I would take those claims with a grain of salt (I'd say outright lies.....if I wasn't being so nice!).

My guess is that a furnace such as that outdoors would end up using 2 to 3X as much wood as your Woodstock for the same heat.

It is also likely to really smoke up your house and neighborhood - unless you get the chimney way up high.

All of that seems like a lot of work and money for a backup. My suggestion might be to wait a little and keep an eye toward whether the government passes the Home Star thingy - which would then provide a big tax incentive toward an EPA furnace or boiler.
 
Thanks, I don't know what I am going to do for sure. Maybe nothing. Let me clarify one thing though, I use our fireview for 100% of our heat right now and our current gas furnace is only used for a backup. The system I end up going with (a boiler or outdoor furnace) would be the primary system and our gas furnace would remain the backup. I also started looking at a firechief indor add on wood furnace. Our local rural king farm store sells them for around $1200 bucks and I have a friend with one and he loves it. I do know one thing, we love our fireview stove a lot. The ONLY reason we are considering something else is to keep the mess from our living room and the ability to heat the whole house more evenly. Our house is T shaped so the west bedroom and north bedroom are alway pretty chilly ( 63 or 64) compared to the liviing room (75 to 80).

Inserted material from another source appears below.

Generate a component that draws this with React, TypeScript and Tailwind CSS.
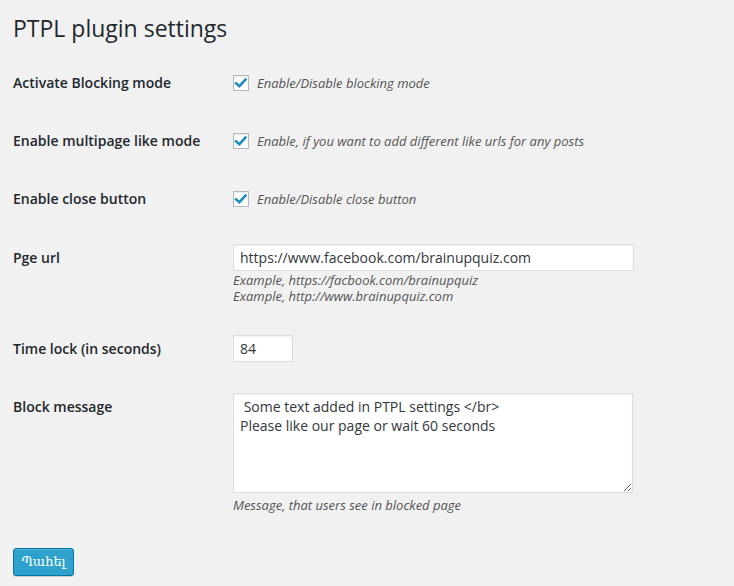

I didn't know anything about a tax incentive for EPA furnaces...I will keep an eye out for that.
 
I like you got tired of the mess in house and always some smoke every once and a while. When we lived at our other farm we heated with a lincoln wood stove and it worked great but then the above mentioned. So eight years ago we got the last renters out of a house on a another farm we have. It is a three story 4000 sq ft 1912 farm house. We completely redid it with new windows 48 total and lots or foam insulation and I said no more wood so we put two 95% furnances in the house and one in the new shop. Then a few years later propane kept going up and up and we kept lowering the temp in the house and shop. Then propane was going to $2.00 a gallon. So we looked a lots of different heating ways with wood and geo thermal. We sure didn't want the mess back in the house and when we redid the house the old chimney was removed. I said I have a endless supply of hedge that needs to be cut in the pasture and I don't have propane well. I knew I didn't want to stand outside and feed a OWB so we spend the big money and bought a 2000 Garn. We love it and know the house is 75 degrees in each room as I put coils in the duct work and my shop is very warm. It was a lot of money up front but should last as long as we plan on being in this house.